I've reported listings that sell no-name items, but have brand names like Balenciaga, Prada, etc. in the listing title.
 

MrsBradley

Member
Aug 8, 2011
310
1
The use of brand name in the title is what truly gets me mad. Most of the times when you search Prada for example you get tons of “Prada look”, or “Prada dust bag” or it just sits there with no relation to the listed item at all. Unless you are actually selling a Prada item, it is spamming to use it in the listing. It is easy to see past it but it wastes my precious time so I think there must a way to control that.
 

Phred

Member
Nov 28, 2009
106
2
Not sure what if you are referring to something specific?

I've seen a lot of overuse of the word 'designer'. "Designer purse", "Designer shoes", "Designer jewelry". If I can get it in a dollar store, it isn't 'designer'
 
Apr 25, 2011
197
5
I think keyword spamming in general is using words (can be brand names or other keywords like dress, hat, scarf, sunglasses) un-related to the actual item for sale in order to make the item turn up in more search results.

I've reported listings that sell no-name items, but have brand names like Balenciaga, Prada, etc. in the listing title.

Does Ebay do anything about it when you report them? It's definitely a pet-peeve of mine.
 

Schientist

Schientist
O.G.
Oct 5, 2009
813
7
I think it's mostly for unrelated terms.

The reason some sellers (including sometimes myself) include the word designer is that sometimes people actually search for it.

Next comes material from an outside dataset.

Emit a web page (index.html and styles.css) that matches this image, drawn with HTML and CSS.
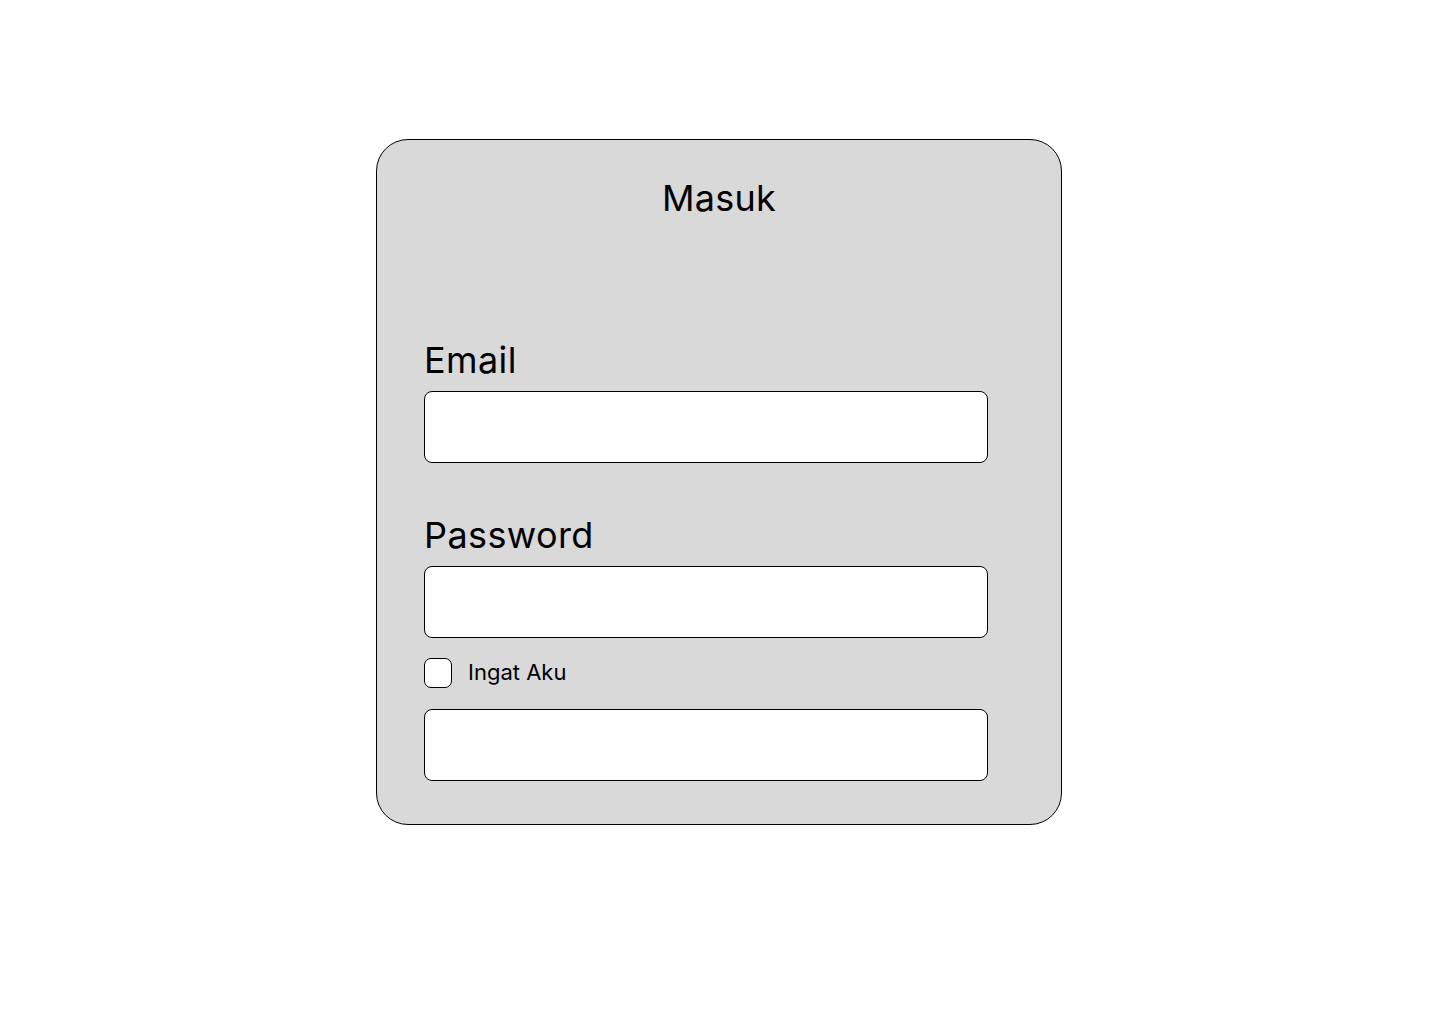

When I had a store and could look up the keyword searches that people were using that got them to my items, I was really surprised at how often people searched for things like "designer purple purse"... I guess because they wanted a fancy purple purse but weren't picky about WHICH kind of fancy...

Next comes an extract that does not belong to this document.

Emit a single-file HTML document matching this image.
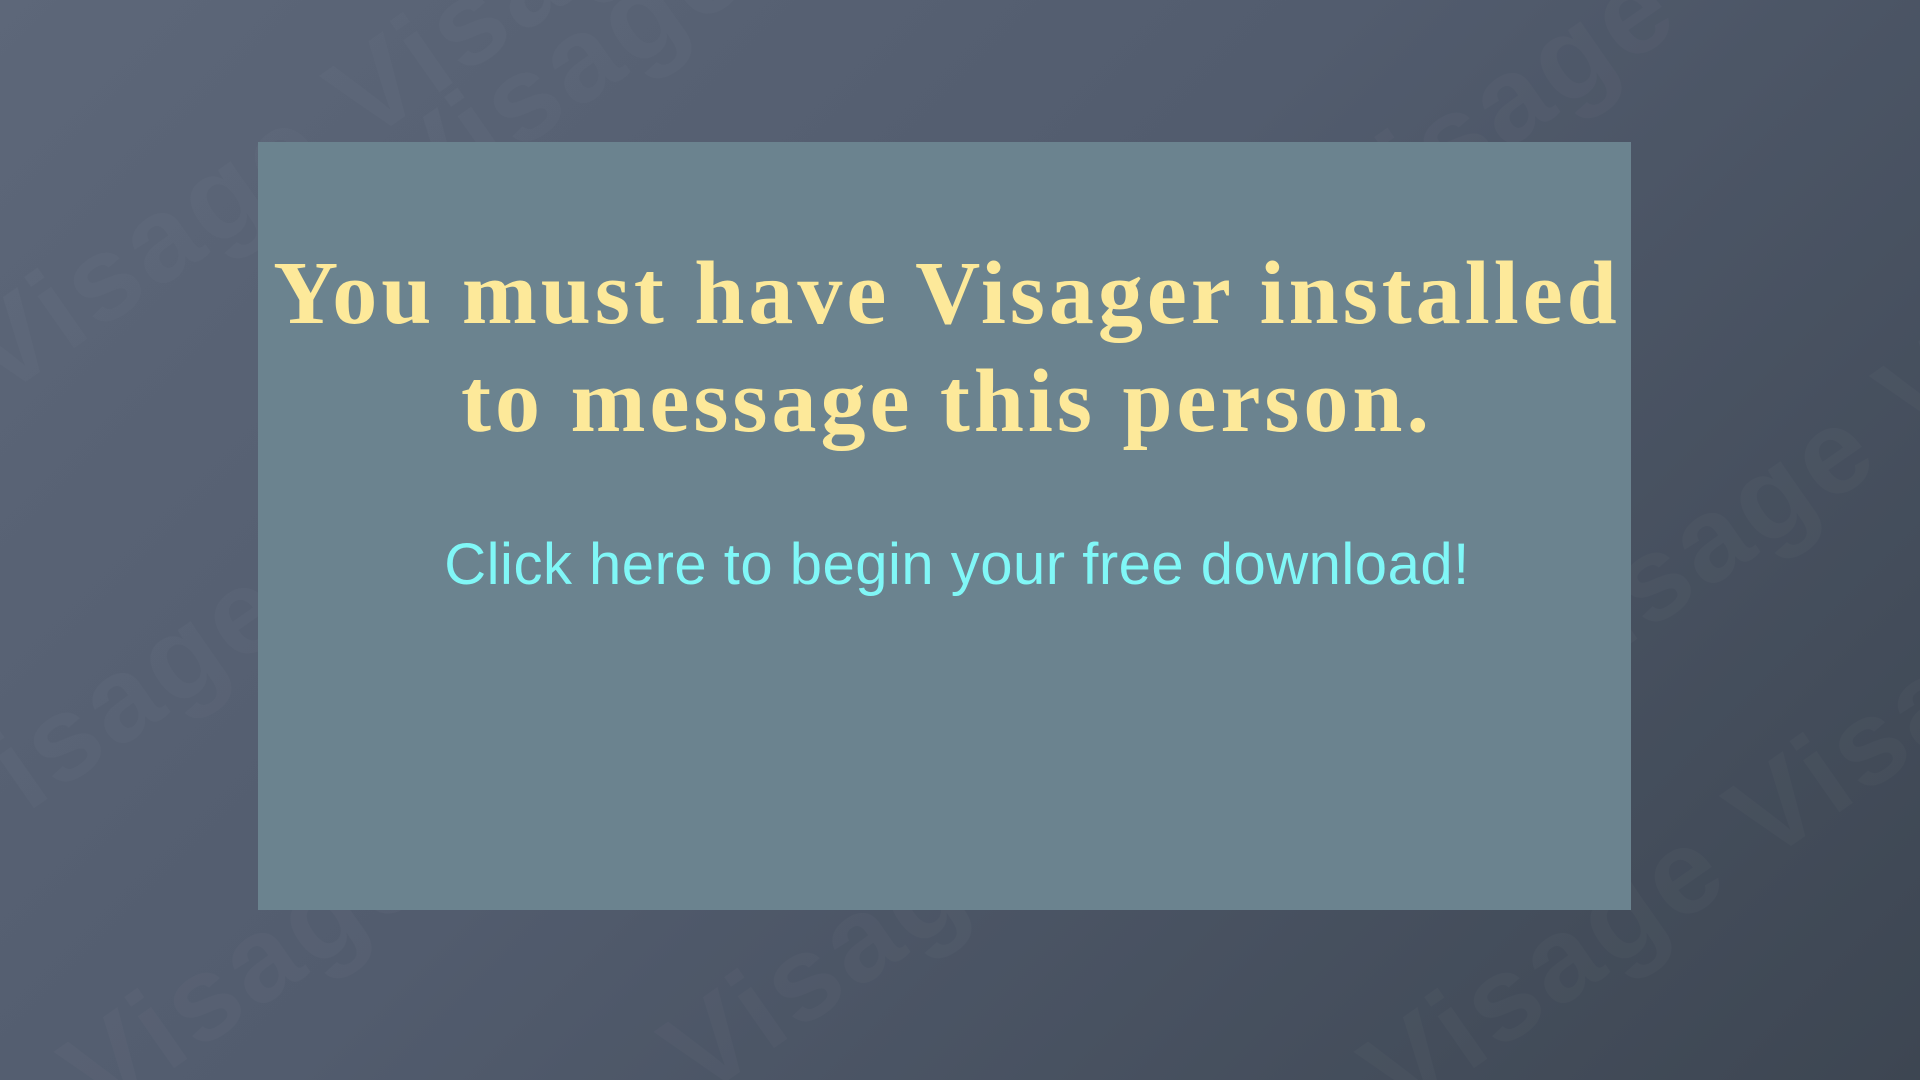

Brand names that don't apply are clearly spam. It's a softer line on some of the non-brand descriptors. For example, I may describe jewelry as "pewter tone" because it's not actually pewter, but is that same color; and as a buyer I'd be using pewter as a search term, not "dark grey jewelry," even if I don't mean actual pewter. And since they give me 80 characters to come up with a title, I usually try to cram as many descriptive words as possible in! Well, as many as make sense, anyway.